Tuesday, October 29, 2013

Collaborative Learning Design: Persuasive Essay

Posted by Atsumori. Category:

Our English Language Arts Director is leading a collaborative learning design effort related to writing persuasive text. She began this effort last year by facilitating scope and sequence planning sessions. During those sessions teachers aligned the new standards to the school year schedule. She also began a series of consultant and teacher team efforts to develop the curriculum, assess student work, and build effective practice. Leslie Laud, representing Hill Literacy, is the consultant.

I think this work is exactly what we should be doing in schools for the following reasons:
  • Teachers should be working together with common goals for teaching children well.
  • Time should be set aside for meaningful, purposeful teacher collaboration.
  • We should be assessing students' work regularly, discussing those assessments, and building our practice for best effect.
  • If deemed necessary, the addition of an outside consultant can be helpful, but it is important to keep the school context and teacher voice and choice alive in this effort as the teachers will be the ones who will keep the practice growing in the days, months, and years ahead to teach children well.
  • Throughout the unit teachers are often talking about the focus, sharing ideas, strategizing, and working together. This is very positive.
At this point in the effort, we've achieved the initial goals of teaching children the genre of persuasive writing through examples and modeling. We've practiced self regulation mnemonics and speak, and students and teachers have written many persuasive essays. I've been hosting the class work and efforts in this website

Now it's time to work with greater depth. Children's last assessment showed that they have format, voice, and structure, but now they need to work with greater effort on the details, facts and language that support a terrific persuasive essay. If you've written persuasive text, you know that's not easy. Trying to come up with the best examples and evidence to prove your point takes thought, writing skill, and time. As children continue to work on the latest essay topic, "Should Children Have Homework?," I'll make time to review the many ways we can include details and facts to prove the opinion chosen. I came up with a longer mnemonic to lead this, "FEEDS TREE WELL."  Sounds crazy, but it was as close as I could get to building the TREE mnemonic we're using to extend their writing. Essentially FEEDS is a mnemonic for the detail/fact types that support a good fourth grade persuasive essay. TREE is the mnemonic for structure, and WELL is the mnemonic for using linking words and extraordinary language.  

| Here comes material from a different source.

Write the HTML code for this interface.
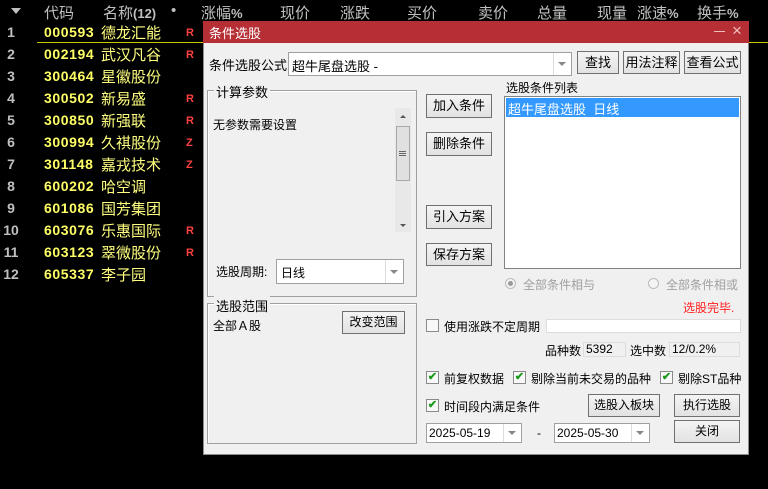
<!DOCTYPE html>
<html><head><meta charset="utf-8"><style>
*{margin:0;padding:0;box-sizing:border-box}
body{width:768px;height:489px;background:#000;position:relative;overflow:hidden;font-family:"Liberation Sans","Noto Sans CJK SC",sans-serif}
.a{position:absolute;white-space:nowrap}
.h{color:#c0c0c0;font-size:15px;top:2px}
.n{color:#c0c0c0;font-size:14px;font-weight:bold;left:0;width:22px;text-align:center}
.c{color:#ffff66;font-size:14px;font-weight:bold;left:44px;letter-spacing:0.6px}
.nm{color:#ffff80;font-size:15px;left:101px}
.r{color:#ff4040;font-size:11px;font-weight:bold;left:186px}
.d{font-size:12px;color:#000}
.btn{position:absolute;border:1px solid #707070;background:linear-gradient(#f4f4f4,#e2e2e2);font-size:12px;text-align:center;color:#000}
.box{position:absolute;background:#fff;border:1px solid #a0a0a0}
.grp{position:absolute;border:1px solid #a0a0a0;box-shadow:inset 1px 1px 0 #fff}
.gt{position:absolute;background:#f0f0f0;font-size:12px;padding:0 2px}
.cb{position:absolute;width:13px;height:13px;border:1px solid #8a8a8a;background:#f8f8f8;font-size:11px;line-height:11px;color:#1a9a1a;text-align:center;font-weight:bold}
.arr{position:absolute;width:0;height:0;border-left:4px solid transparent;border-right:4px solid transparent;border-top:4px solid #888}
</style></head><body>
<div class="a" style="left:11px;top:8px;width:0;height:0;border-left:5px solid transparent;border-right:5px solid transparent;border-top:6px solid #c0c0c0"></div>
<div class="a h" style="left:44px">代码</div>
<div class="a h" style="left:103px">名称<b style="font-size:13px">(12)</b></div>
<div class="a h" style="left:171px">•</div>
<div class="a h" style="left:201px">涨幅<b style="font-size:13px">%</b></div>
<div class="a h" style="left:280px">现价</div>
<div class="a h" style="left:340px">涨跌</div>
<div class="a h" style="left:407px">买价</div>
<div class="a h" style="left:478px">卖价</div>
<div class="a h" style="left:537px">总量</div>
<div class="a h" style="left:597px">现量</div>
<div class="a h" style="left:637px">涨速<b style="font-size:13px">%</b></div>
<div class="a h" style="left:697px">换手<b style="font-size:13px">%</b></div>
<div class="a" style="left:37px;top:42px;width:731px;height:1px;background:#c8c800"></div>

<div class="a n" style="top:24px">1</div><div class="a c" style="top:24px">000593</div><div class="a nm" style="top:22px">德龙汇能</div><div class="a r" style="top:27px">R</div>
<div class="a n" style="top:46px">2</div><div class="a c" style="top:46px">002194</div><div class="a nm" style="top:44px">武汉凡谷</div><div class="a r" style="top:49px">R</div>
<div class="a n" style="top:68px">3</div><div class="a c" style="top:68px">300464</div><div class="a nm" style="top:66px">星徽股份</div>
<div class="a n" style="top:90px">4</div><div class="a c" style="top:90px">300502</div><div class="a nm" style="top:88px">新易盛</div><div class="a r" style="top:93px">R</div>
<div class="a n" style="top:112px">5</div><div class="a c" style="top:112px">300850</div><div class="a nm" style="top:110px">新强联</div><div class="a r" style="top:115px">R</div>
<div class="a n" style="top:134px">6</div><div class="a c" style="top:134px">300994</div><div class="a nm" style="top:132px">久祺股份</div><div class="a r" style="top:137px">Z</div>
<div class="a n" style="top:156px">7</div><div class="a c" style="top:156px">301148</div><div class="a nm" style="top:154px">嘉戎技术</div><div class="a r" style="top:159px">Z</div>
<div class="a n" style="top:178px">8</div><div class="a c" style="top:178px">600202</div><div class="a nm" style="top:176px">哈空调</div>
<div class="a n" style="top:200px">9</div><div class="a c" style="top:200px">601086</div><div class="a nm" style="top:198px">国芳集团</div>
<div class="a n" style="top:222px">10</div><div class="a c" style="top:222px">603076</div><div class="a nm" style="top:220px">乐惠国际</div><div class="a r" style="top:225px">R</div>
<div class="a n" style="top:244px">11</div><div class="a c" style="top:244px">603123</div><div class="a nm" style="top:242px">翠微股份</div><div class="a r" style="top:247px">R</div>
<div class="a n" style="top:266px">12</div><div class="a c" style="top:266px">605337</div><div class="a nm" style="top:264px">李子园</div>

<!-- dialog -->
<div class="a" style="left:203px;top:21px;width:546px;height:434px;background:#f0f0f0;border:1px solid #8c8c8c"></div>
<div class="a" style="left:203px;top:21px;width:546px;height:22px;background:#b52f35"></div>
<div class="a" style="left:209px;top:23px;color:#fff;font-size:13px">条件选股</div>
<div class="a" style="left:714px;top:31px;width:11px;height:1px;background:#f0c0c0"></div>
<div class="a" style="left:732px;top:21px;color:#f0c0c0;font-size:17px">×</div>

<div class="a d" style="left:209px;top:55px;font-size:13px">条件选股公式</div>
<div class="box" style="left:288px;top:52px;width:284px;height:24px"></div>
<div class="a d" style="left:292px;top:56px;font-size:13px">超牛尾盘选股 -</div>
<div class="a" style="left:553px;top:53px;width:1px;height:22px;background:#ddd"></div>
<div class="arr" style="left:558px;top:62px"></div>
<div class="btn" style="left:577px;top:51px;width:42px;height:23px;line-height:21px;font-size:13px">查找</div>
<div class="btn" style="left:623px;top:51px;width:57px;height:23px;line-height:21px;font-size:13px">用法注释</div>
<div class="btn" style="left:684px;top:51px;width:57px;height:23px;line-height:21px;font-size:13px">查看公式</div>

<div class="grp" style="left:207px;top:90px;width:210px;height:207px"></div>
<div class="gt" style="left:214px;top:82px;font-size:13px">计算参数</div>
<div class="a d" style="left:213px;top:116px">无参数需要设置</div>
<div class="a" style="left:395px;top:108px;width:16px;height:124px;background:#e8e8e8"></div>
<div class="a" style="left:396px;top:126px;width:14px;height:55px;background:#e0e0e0;border:1px solid #a8a8a8"></div>
<div class="a" style="left:399px;top:151px;width:7px;height:1px;background:#666;box-shadow:0 2px 0 #666,0 4px 0 #666"></div>
<div class="a" style="left:400px;top:115px;width:0;height:0;border-left:3px solid transparent;border-right:3px solid transparent;border-bottom:3px solid #555"></div>
<div class="a" style="left:400px;top:224px;width:0;height:0;border-left:3px solid transparent;border-right:3px solid transparent;border-top:3px solid #555"></div>
<div class="a d" style="left:216px;top:263px">选股周期:</div>
<div class="box" style="left:276px;top:259px;width:128px;height:25px"></div>
<div class="a d" style="left:281px;top:264px">日线</div>
<div class="a" style="left:385px;top:260px;width:1px;height:23px;background:#ddd"></div>
<div class="arr" style="left:390px;top:270px"></div>

<div class="grp" style="left:207px;top:303px;width:210px;height:141px"></div>
<div class="gt" style="left:214px;top:296px;font-size:13px">选股范围</div>
<div class="a d" style="left:213px;top:317px">全部Ａ股</div>
<div class="btn" style="left:342px;top:311px;width:63px;height:23px;line-height:21px">改变范围</div>

<div class="btn" style="left:426px;top:94px;width:66px;height:24px;line-height:22px;font-size:13px">加入条件</div>
<div class="btn" style="left:426px;top:132px;width:66px;height:24px;line-height:22px;font-size:13px">删除条件</div>
<div class="btn" style="left:426px;top:205px;width:66px;height:24px;line-height:22px;font-size:13px">引入方案</div>
<div class="btn" style="left:426px;top:243px;width:66px;height:23px;line-height:22px;font-size:13px">保存方案</div>

<div class="a d" style="left:506px;top:79px">选股条件列表</div>
<div class="box" style="left:504px;top:96px;width:237px;height:173px;border-color:#828282"></div>
<div class="a" style="left:506px;top:98px;width:233px;height:19px;background:#3399ff"></div>
<div class="a" style="left:508px;top:99px;color:#fff;font-size:13px">超牛尾盘选股&nbsp;&nbsp;日线</div>

<div class="a" style="left:505px;top:278px;width:11px;height:11px;border-radius:50%;border:1px solid #bbb;background:#f4f4f4"></div>
<div class="a" style="left:508px;top:281px;width:5px;height:5px;border-radius:50%;background:#999"></div>
<div class="a" style="left:523px;top:276px;font-size:12px;color:#a0a0a0">全部条件相与</div>
<div class="a" style="left:648px;top:278px;width:11px;height:11px;border-radius:50%;border:1px solid #bbb;background:#f4f4f4"></div>
<div class="a" style="left:666px;top:276px;font-size:12px;color:#a0a0a0">全部条件相或</div>
<div class="a" style="left:683px;top:299px;font-size:12px;color:#ff2020">选股完毕.</div>

<div class="cb" style="left:426px;top:319px"></div>
<div class="a d" style="left:444px;top:318px">使用涨跌不定周期</div>
<div class="box" style="left:546px;top:319px;width:195px;height:14px;border-color:#ddd"></div>
<div class="a d" style="left:545px;top:342px">品种数</div>
<div class="a" style="left:583px;top:342px;width:43px;height:15px;border:1px solid #ddd;font-size:12px;line-height:13px;padding-left:2px">5392</div>
<div class="a d" style="left:630px;top:342px">选中数</div>
<div class="a" style="left:669px;top:342px;width:71px;height:15px;border:1px solid #ddd;font-size:12px;line-height:13px;padding-left:2px">12/0.2%</div>

<div class="cb" style="left:426px;top:371px">✔</div><div class="a d" style="left:444px;top:370px">前复权数据</div>
<div class="cb" style="left:513px;top:371px">✔</div><div class="a d" style="left:531px;top:370px">剔除当前未交易的品种</div>
<div class="cb" style="left:660px;top:371px">✔</div><div class="a d" style="left:678px;top:370px">剔除ST品种</div>
<div class="cb" style="left:426px;top:399px">✔</div><div class="a d" style="left:444px;top:398px">时间段内满足条件</div>
<div class="btn" style="left:588px;top:394px;width:72px;height:23px;line-height:21px">选股入板块</div>
<div class="btn" style="left:674px;top:394px;width:66px;height:23px;line-height:21px">执行选股</div>
<div class="btn" style="left:674px;top:420px;width:66px;height:23px;line-height:21px">关闭</div>

<div class="box" style="left:426px;top:423px;width:96px;height:20px"></div>
<div class="a d" style="left:429px;top:426px">2025-05-19</div>
<div class="a" style="left:503px;top:424px;width:1px;height:18px;background:#ddd"></div>
<div class="arr" style="left:508px;top:431px"></div>
<div class="a d" style="left:537px;top:426px">-</div>
<div class="box" style="left:554px;top:423px;width:96px;height:20px"></div>
<div class="a d" style="left:557px;top:426px">2025-05-30</div>
<div class="a" style="left:631px;top:424px;width:1px;height:18px;background:#ddd"></div>
<div class="arr" style="left:636px;top:431px"></div>
</body></html>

It will be a bit laborious as we play with this concept today, but I'll make the time to lead the children through each step with the knowledge that if they take the time to remember the mnemonic (and write it down if needed), think, and use three-four details or facts for each of the three reasons in their essay, they'll have a much better chance of convincing their audience to agree with their opinion, and just think that might mean a change in homework. I've created a few visuals to guide student work which I've shared in this post. I'll let you know how it goes.